In the case where some procedures are strongly correlated, we are not
able to do certain aggressive optimizations. For example, it may be
the case that a hot path in one procedure and a hot path in one of
this procedure's children procedure make a longer hot path. We can't
gain such information from separate context sensitive profiling and
flow sensitive profiling because we block intra-procedural path
information at procedure call boundaries. In the extreme case, it may
be beneficial to optimize the code by duplicate the code of one
procedure and optimize it together with code of another procedure
which is strongly related to it. But we can't gain support for this
kind of optimization from the proposed method. It may be worthwhile
to associate parent procedure's path information with current
procedure's path profile, then we could discover some interesting
characteristics about procedure pairs, although doing so could
increase the size of the profile significantly.

The perturbation of instrumentation is hard to estimate. When the CCT
is deep and bushy, tracing back to tree to find recursion or search
though a bunch of pointers to sibling procedures to identify previous
instance might be very expensive. The average results provide in the
paper seem to be geometric means of individual results, which hide the
large variation in individual data. The perturbation and overhead for
certain programs are quite large. For these case, it's questionable
whether the metrics collected is more heavily related to the spots of
instrumentation than to the original program.

Paper Observation -- Lecture 7

Xiao Yang <xiaoyang@ee.princeton.edu>

The follow is addition to the discussions on paper {Exploiting
Hardware Performance Counters with Flow and Context Sensitivity
Profiling}, which I forgot to put last time.

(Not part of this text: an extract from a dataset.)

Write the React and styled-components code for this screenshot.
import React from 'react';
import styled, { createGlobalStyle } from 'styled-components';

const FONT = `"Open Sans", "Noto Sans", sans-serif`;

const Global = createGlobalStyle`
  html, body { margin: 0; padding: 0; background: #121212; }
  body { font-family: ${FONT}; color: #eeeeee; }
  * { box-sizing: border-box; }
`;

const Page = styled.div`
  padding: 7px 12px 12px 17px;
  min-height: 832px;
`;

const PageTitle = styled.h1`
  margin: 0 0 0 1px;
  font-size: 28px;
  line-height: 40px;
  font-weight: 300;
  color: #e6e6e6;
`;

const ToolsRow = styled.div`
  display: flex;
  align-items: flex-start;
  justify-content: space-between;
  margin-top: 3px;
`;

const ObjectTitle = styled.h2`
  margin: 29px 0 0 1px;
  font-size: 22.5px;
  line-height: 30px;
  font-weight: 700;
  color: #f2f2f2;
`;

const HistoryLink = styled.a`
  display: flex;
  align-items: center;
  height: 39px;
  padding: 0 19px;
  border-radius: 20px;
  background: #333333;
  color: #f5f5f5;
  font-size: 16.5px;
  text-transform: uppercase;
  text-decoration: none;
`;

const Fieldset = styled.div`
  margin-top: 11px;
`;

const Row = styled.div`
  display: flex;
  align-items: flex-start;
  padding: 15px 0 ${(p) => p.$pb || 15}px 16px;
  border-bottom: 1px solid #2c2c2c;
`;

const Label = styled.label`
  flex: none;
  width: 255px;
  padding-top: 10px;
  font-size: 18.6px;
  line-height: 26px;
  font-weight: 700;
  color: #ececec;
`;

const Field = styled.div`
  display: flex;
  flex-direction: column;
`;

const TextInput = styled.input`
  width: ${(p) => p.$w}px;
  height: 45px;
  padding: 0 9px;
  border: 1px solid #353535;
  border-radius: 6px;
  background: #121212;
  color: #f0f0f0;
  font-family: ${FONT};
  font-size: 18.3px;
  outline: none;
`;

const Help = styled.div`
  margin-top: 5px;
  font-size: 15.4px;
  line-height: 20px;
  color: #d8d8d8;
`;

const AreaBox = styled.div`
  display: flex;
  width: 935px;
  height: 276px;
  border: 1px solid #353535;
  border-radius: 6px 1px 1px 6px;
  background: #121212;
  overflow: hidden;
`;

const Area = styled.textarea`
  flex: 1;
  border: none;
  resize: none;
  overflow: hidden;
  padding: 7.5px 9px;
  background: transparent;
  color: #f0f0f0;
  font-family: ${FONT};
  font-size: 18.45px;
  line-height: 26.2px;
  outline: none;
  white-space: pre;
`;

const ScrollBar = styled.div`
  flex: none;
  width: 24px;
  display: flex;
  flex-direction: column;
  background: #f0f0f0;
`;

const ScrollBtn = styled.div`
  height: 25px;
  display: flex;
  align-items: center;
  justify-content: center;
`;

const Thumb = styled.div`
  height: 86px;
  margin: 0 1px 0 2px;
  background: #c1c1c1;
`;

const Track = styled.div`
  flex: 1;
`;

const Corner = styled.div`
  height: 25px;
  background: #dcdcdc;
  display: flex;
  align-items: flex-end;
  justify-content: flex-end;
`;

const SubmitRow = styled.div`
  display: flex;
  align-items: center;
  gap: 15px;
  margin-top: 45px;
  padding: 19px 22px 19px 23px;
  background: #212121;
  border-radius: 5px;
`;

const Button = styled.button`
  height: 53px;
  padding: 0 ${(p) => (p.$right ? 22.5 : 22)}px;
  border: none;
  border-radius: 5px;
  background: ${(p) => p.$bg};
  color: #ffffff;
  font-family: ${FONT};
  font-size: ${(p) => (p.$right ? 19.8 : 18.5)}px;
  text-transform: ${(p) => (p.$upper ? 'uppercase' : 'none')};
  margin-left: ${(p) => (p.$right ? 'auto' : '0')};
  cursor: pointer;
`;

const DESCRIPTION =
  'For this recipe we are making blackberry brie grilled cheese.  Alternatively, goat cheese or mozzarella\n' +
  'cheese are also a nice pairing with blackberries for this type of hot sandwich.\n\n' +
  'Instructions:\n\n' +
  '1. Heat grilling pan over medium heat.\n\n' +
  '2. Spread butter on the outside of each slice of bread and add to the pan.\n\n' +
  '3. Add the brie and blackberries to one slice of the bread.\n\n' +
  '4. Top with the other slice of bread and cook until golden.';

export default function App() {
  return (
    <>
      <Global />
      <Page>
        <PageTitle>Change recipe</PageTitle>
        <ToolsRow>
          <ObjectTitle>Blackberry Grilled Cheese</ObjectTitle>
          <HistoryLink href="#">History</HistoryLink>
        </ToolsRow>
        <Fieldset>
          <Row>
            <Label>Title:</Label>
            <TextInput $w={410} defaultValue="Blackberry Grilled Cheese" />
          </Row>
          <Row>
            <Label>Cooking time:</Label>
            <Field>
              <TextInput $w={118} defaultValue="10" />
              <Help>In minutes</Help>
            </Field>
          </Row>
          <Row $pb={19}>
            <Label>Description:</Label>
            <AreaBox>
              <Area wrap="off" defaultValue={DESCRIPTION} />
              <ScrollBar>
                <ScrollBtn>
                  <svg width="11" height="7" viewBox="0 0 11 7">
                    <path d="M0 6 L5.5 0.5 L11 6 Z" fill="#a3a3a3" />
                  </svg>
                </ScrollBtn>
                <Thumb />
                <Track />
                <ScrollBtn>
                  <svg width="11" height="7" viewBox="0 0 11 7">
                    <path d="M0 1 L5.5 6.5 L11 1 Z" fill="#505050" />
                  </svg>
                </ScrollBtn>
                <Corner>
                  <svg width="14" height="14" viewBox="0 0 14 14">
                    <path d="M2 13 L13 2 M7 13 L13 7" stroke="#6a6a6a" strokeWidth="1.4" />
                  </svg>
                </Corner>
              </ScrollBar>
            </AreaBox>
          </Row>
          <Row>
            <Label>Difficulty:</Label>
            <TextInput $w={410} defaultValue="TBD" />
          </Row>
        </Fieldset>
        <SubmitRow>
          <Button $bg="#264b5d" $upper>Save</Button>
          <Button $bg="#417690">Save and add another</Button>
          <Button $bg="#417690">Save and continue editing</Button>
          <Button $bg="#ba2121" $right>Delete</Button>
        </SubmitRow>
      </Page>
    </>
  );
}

As mentioned in the last paper observation, we lost information across
procedure boundaries. We can't determine whether the flow in a hot
path in the current procedure comes from a single path in a single
caller procedure or from many paths in many caller procedures. While
doing full path profiling and associating HW metrics with it is too
costly, there is a way to obtain full path execution frequency
profiling with just context sensitive profiling and flow sensitive
profiling. What we need to do is to maintain a path map for callee
procedures. The entry in the table contains the identifier of the
caller procedure, the path number in caller procedure and the path
number in current procedure. It can be implemented using links and
create only when needed. During a procedure call, the caller's
identification and path number can be obtained by callee procedure.
When callee procedure exits, the path number in callee procedure is
also know. We can update the table correspondingly. Identical
entries can be merged and a counter maintained. The table in a
procedure may end up like

Caller Caller's Path Number Path Number Count

foo 7 3 1

bar 5 4 10

... ... ... ...

The upper bound of the size of all the tables is limited by the number
of executed paths in the program and it's manageable. With these
tables, we can construct the full path map for a program and their
execution frequencies. Although we can't get separate HW metrics for
them because we lose such information when merging identical entries,
we can still identify much longer hot paths then we can do using only
intra-procedural path profiling. This is especially helpful when we
have several strongly correlated procedures.

The following are discussions on paper \textit{An Efficient Algorithm
for Exploiting Multiple Arithmetic Units} by Tomasulo.

Tomasulo's algorithm is a very efficient algorithm for out-of-order
execution on multiple functional units(FU's). It can basically
eliminate all the stalls caused by false data dependencies(WAR and
WAW) and stall only for real data dependencies(RAW). By creating a
distributed set of instruction buffers between instruction dispatcher
and individual FU's and using common data bus(CDB) to forward data
within and across FU's, it can use multiple FU's efficiently and
achieve high level of ILP. Therefore, it is used in many legacy and
modern microprocessors.

The shortcoming of Tomasulo's algorithm is its very high
implementation cost.

Cost of reservation stations

Each reservation station hold many pieces of information, namely, busy
flag, operation of the instruction in it, destination register,
sources and their tags. It also need comparators to compare tags of
data coming from CDB. Effectively, each reservation station is a big
register with comparators and the cost is pretty high. Since the
algorithm will also generate stalls if the reservation stations for an
FU is full and they are all waiting for result from other FU's. In
this case, even if we have other instructions using the same FU and
having all the sources ready to proceed, it can't be executed because
no reservation stations are available for that FU. Therefore, to
ensure the FU's are used efficient, we need to have many reservation
stations attached to each FU to obtain a large instruction window.

Cost of common data bus

CDB is use to broadcast result from FU's to all FU's. Since all FU's
share the same CDB, a complicate bus controller is needed to arbitrate
the bus. FU's need to send requests to the bus controller before they
produce the result in order to reserve the bus, the bus controller
decide the order that data are put on the bus. It would be very
expensive when the number of FU's sharing the bus becomes large.
Since the CDB has large fanout, it is fat and costly to design.
Although reservation stations or instruction buffers are distributed,
the CDB and the bus controller is centralized, which are potentially
bottlenecks. We may want to use multiple data buses to alleviate the
problem if it becomes serious. Doing so will increase the cost. The
cost of reservation stations will also increase greatly because it's
the same as adding more ports to a register file.

Cost of comparators

The number of comparators is proportional to number of FU's, number of
reservation stations for each FU and number of CDB's. Large number of
FU's, number of reservation stations per FU and number of CDB's tend
to provide higher performance. The number of comparators increases
sharply with increase in these numbers and they are costly.

As a result of the high cost, most commercial implementations of
Tomasulo's algorithm are kept simple. For example, the PowerPC 750
microprocessor used in PowerMac G3 has 5 FU's with one reservation
station for each FU(2 for load/store unit) and one CDB.